You know as well as I do that it has been criminal for our government to pretend to the American people that the embargo would have been lifted on Iraq if Saddam complied with the 1991 UN resolutions.
Insofar as you have known this and done nothing about it, I suppose I would have to list you on the negative side of last week's equation.
Remember when Madeleine Albright our UN Ambassador, was asked by Lesley Stahl on 60 Minutes if it were worth the deaths of 500,000 Iraqi children to keep the embargo on, and without hesitation, Madeleine said it surely was.
Richard Perle, I'm sure, cheered her statement. So did Paul Wolfowitz, Perle's acolyte, who is now Deputy Defense Secretary. Our Defense Secretary, Donald Rumsfeld, probably flinched at the comment, as he still has some sense left, but Don still follows Perle's lead, as he has since the Ford Administration.
When Wohlstetter was the big intellectual cheese at the Rand Corporation, he brought Rumsfeld in on the Rand board, where he was fully indoctrinated on how to end wars and how to start them. In 1996, when the GOP came up with the Dole/Kemp ticket, I did my best to come up with ideas on how Bob Dole could present a more diplomatic image to the American people. Alas, Dole had Perle at his side. When President Clinton bombed Iraq on Labor Day, to kick off his re-election campaign, he violated the War Powers Act. But Dole quickly praised the bombing and other Republicans, whose staffs include members of the Perle network on Capitol Hill, immediately complained that Clinton should have dropped bigger bombs.

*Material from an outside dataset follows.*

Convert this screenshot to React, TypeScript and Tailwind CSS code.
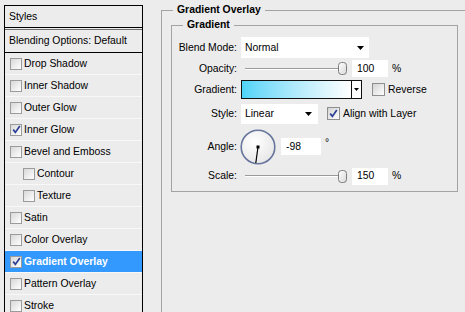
import React from "react";

type StyleItem = {
	name: string;
	checked?: boolean;
	indent?: boolean;
	active?: boolean;
};

const styleItems: StyleItem[] = [
	{ name: "Drop Shadow" },
	{ name: "Inner Shadow" },
	{ name: "Outer Glow" },
	{ name: "Inner Glow", checked: true },
	{ name: "Bevel and Emboss" },
	{ name: "Contour", indent: true },
	{ name: "Texture", indent: true },
	{ name: "Satin" },
	{ name: "Color Overlay" },
	{ name: "Gradient Overlay", checked: true, active: true },
	{ name: "Pattern Overlay" },
	{ name: "Stroke" },
];

function CheckBox({ checked = false, small = false }: { checked?: boolean; small?: boolean }) {
	return (
		<span
			className={
				small
					? "flex h-[12px] w-[12px] shrink-0 items-center justify-center border border-[#9a9b9b] bg-linear-to-br from-[#d8d8d8] to-white"
					: "flex h-[13px] w-[13px] shrink-0 items-center justify-center border border-[#8e8f8f] bg-linear-to-br from-[#d4d4d4] to-white"
			}
		>
			{checked && (
				<svg width="9" height="9" viewBox="0 0 9 9">
					<path d="M1.2 4.6 L3.4 7.4 L7.8 1" fill="none" stroke="#2c3f96" strokeWidth="1.7" />
				</svg>
			)}
		</span>
	);
}

function Arrow() {
	return (
		<svg width="7" height="4" viewBox="0 0 7 4" className="shrink-0">
			<path d="M0 0h7L3.5 4z" fill="#000" />
		</svg>
	);
}

function Slider() {
	return (
		<div className="ml-[8px] flex items-center">
			<div className="h-[2px] w-[93px] border-t border-b border-t-[#9a9a9a] border-b-white" />
			<svg width="9" height="13" viewBox="0 0 9 13">
				<defs>
					<linearGradient id="thumb" x1="0" y1="0" x2="1" y2="1">
						<stop offset="0" stopColor="#ffffff" />
						<stop offset="1" stopColor="#d8d8d8" />
					</linearGradient>
				</defs>
				<rect x="0.5" y="0.5" width="8" height="12" rx="3" fill="url(#thumb)" stroke="#7c7c7c" />
			</svg>
		</div>
	);
}

function Field({ value, width = "w-[36px]" }: { value: string; width?: string }) {
	return <div className={`${width} ml-[5px] flex h-[17px] items-center bg-white pl-[5px]`}>{value}</div>;
}

function Label({ children }: { children: React.ReactNode }) {
	return <span className="w-[65px] shrink-0 text-right">{children}</span>;
}

function Dial() {
	return (
		<svg width="36" height="36" viewBox="0 0 36 36" className="ml-[3px] shrink-0">
			<defs>
				<radialGradient id="dial" cx="0.4" cy="0.35" r="0.7">
					<stop offset="0" stopColor="#ffffff" />
					<stop offset="1" stopColor="#e6e6e6" />
				</radialGradient>
			</defs>
			<circle cx="18" cy="18" r="16.8" fill="url(#dial)" stroke="#66769c" strokeWidth="1.6" />
			<line x1="18" y1="18" x2="15.8" y2="34" stroke="#000" strokeWidth="1.2" />
			<rect x="16.5" y="16.5" width="3" height="3" fill="#000" />
		</svg>
	);
}

export default function App() {
	return (
		<div className="flex h-[312px] w-[465px] overflow-hidden bg-[#ececec] font-['Liberation_Sans',Arial,sans-serif] text-[10.4px] text-black">
			{/* Styles list */}
			<div className="ml-[4px] mt-[5px] w-[139px] shrink-0 self-start border border-black">
				<div className="flex h-[22px] items-center border-b border-black pl-[4px]">Styles</div>
				<div className="h-[2px] border-b border-[#6f6f6f]" />
				<div className="flex h-[23px] items-center border-b border-black pl-[4px]">Blending Options: Default</div>
				{styleItems.map((item) => (
					<div
						key={item.name}
						className={`flex h-[22px] items-center gap-[2px] border-b border-[#f8f8f8] ${
							item.indent ? "pl-[18px]" : "pl-[5px]"
						} ${item.active ? "bg-[#3399ff] font-bold text-white" : ""}`}
					>
						<CheckBox checked={item.checked} small />
						<span>{item.name}</span>
					</div>
				))}
			</div>

			{/* Gradient Overlay panel */}
			<fieldset className="ml-[18px] mt-[3px] h-[330px] w-[330px] shrink-0 border border-[#a3a3a3]">
				<legend className="ml-[11px] px-[4px] font-bold leading-[14px]">Gradient Overlay</legend>
				<fieldset className="ml-[9px] mt-[1px] w-[287px] border border-[#a3a3a3]">
					<legend className="ml-[11px] px-[4px] font-bold leading-[14px]">Gradient</legend>
					<div className="flex flex-col pt-[5px] pb-[3px]">
						<div className="flex h-[21px] items-center">
							<Label>Blend Mode:</Label>
							<div className="ml-[4px] flex h-[21px] w-[128px] items-center justify-between bg-white pl-[4px] pr-[5px]">
								<span>Normal</span>
								<Arrow />
							</div>
						</div>
						<div className="flex h-[21px] items-center">
							<Label>Opacity:</Label>
							<Slider />
							<Field value="100" />
							<span className="ml-[4px]">%</span>
						</div>
						<div className="flex h-[20px] items-start pt-[1px]">
							<Label>
								<span className="leading-[19px]">Gradient:</span>
							</Label>
							<div className="ml-[4px] flex h-[19px] w-[121px] border border-[#111]">
								<div className="h-full w-[109px] bg-linear-to-r from-[#4dd4f7] to-white" />
								<div className="flex flex-1 items-center justify-center border-l border-[#111] bg-white">
									<svg width="5" height="3" viewBox="0 0 5 3">
										<path d="M0 0h5L2.5 3z" fill="#000" />
									</svg>
								</div>
							</div>
							<div className="ml-[10px] flex h-[19px] items-center gap-[3px]">
								<CheckBox />
								<span>Reverse</span>
							</div>
						</div>
						<div className="flex h-[30px] items-center">
							<Label>Style:</Label>
							<div className="ml-[4px] flex h-[20px] w-[77px] items-center justify-between bg-white pl-[4px] pr-[6px]">
								<span>Linear</span>
								<Arrow />
							</div>
							<div className="ml-[9px] flex items-center gap-[3px]">
								<CheckBox checked />
								<span>Align with Layer</span>
							</div>
						</div>
						<div className="flex h-[35px] items-center">
							<Label>Angle:</Label>
							<Dial />
							<Field value="-98" width="w-[40px]" />
							<span className="ml-[4px] -mt-[8px]">°</span>
						</div>
						<div className="flex h-[24px] items-center">
							<Label>Scale:</Label>
							<Slider />
							<Field value="150" />
							<span className="ml-[4px]">%</span>
						</div>
					</div>
				</fieldset>
			</fieldset>
		</div>
	);
}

In case you did not know it, Secretary of State Colin Powell refers to Perle and his network as 'the bombers.' They include the Wall Street Journal editorial page, which Perle has in his back pocket, The Weekly Standard, which he has in his front pocket, and Bill Safire, his mouthpiece at the NY Times. We were all buddies during the Cold War, but when the Cold War ended I became a peacenik. I do not have any influence, just a little guy trying to figure out how to prevent hot wars, cold wars and terrorist wars. But you have influence, Henry. You could pick up the phone and advise our young President to weigh Colin Powell's advice a little more heavily than Rumsfeld's, which is in fact Perle's.
I'd hate to see our country overrun with Muslim McVeigh's, blowing up this, that and the other thing. Wouldn't you?
Perle's connections to hawks and the CIA are deep. Perle and his band have endeavored to fire up America's "will to win" and neutralize the advocates of armed coexistence (who were hardly doves themselves). Perle and his cohorts have rigged data, exaggerated the "peril", and battered individuals and institutions that dared to contradict them. The State Department and the CIA were favorite targets. In 1974 Albert Wohlstetter of the Rand Corporation, father-in-law of Richard Perle and a guiding spirit of the modern conservative movement in America, fired the first shot: "He accused the CIA of systematically underestimating Soviet missile deployment, and conservatives began a concerted attack" -- led by then-defense secretary, Donald Rumsfeld, his protégé Richard Cheney, Ford's chief of staff at the time, and by the president's foreign intelligence advisory board (PFIAB).
In late September of 2001, taking advantage of the attacks of September 11th, Perle laid out his agenda clearly:
"Defense Secretary Donald Rumsfeld, and other senior administration officials are quite right to say that it is a totally new kind of war that the Free World now faces. But even though it is new, the Vichyite contingent would be quite wrong to extrapolate from that that the United States and its allies are impotent. Even if we don't yet know the whole story about last week's atrocities, we know enough to act, and to act decisively.
... Deprive the terrorists of the offices from which they now work, remove the vast infrastructure now supporting them and force them to sleep in a different place every night because they are hunted - and the scope of their activity will be sharply reduced.
...Regimes supporting terrorism have many different motives. Some, such as Afghanistan, Iraq, Iran and Syria, do so because they agree with the fanatical outlook of their protégés. Saddam Hussein, crazed by a desire for vengeance, pays the families of suicide bombers. The Saudis tolerate terrorism out of fear and weakness, hoping thereby to deflect them on to other potential victims.
...As the United States builds a coalition to combat terrorism, it must remember that including states that are themselves sponsors of terrorism, or ready to tolerate it, carries a heavy price. The last time around, in building the coalition to liberate Kuwait in 1990-91, we paid a cost that we should never again bear.
...For example, Syria was invited to join the Gulf war coalition. Its military contribution to the campaign was minimal, yet in exchange for getting inside the Western tent it obtained the latitude to continue the use of and the sponsorship of terrorism -- especially in Lebanon. It has continued to destabilize the region. There are those who argue that even Yasser Arafat, a terrorist himself, who has recruited suicide bombers, commemorated their murderous acts, and ordered the assassination of American diplomats, should join the campaign to combat terrorism.
...Some countries may be unwilling or unable to participate in a coalition that demands a respect for the values and norms of western civilization. The nature of their hold on power may be inconsistent with genuine opposition to terrorism. Such countries are part of the problem, not the solution, and we neither need their help nor would benefit from their professions of support.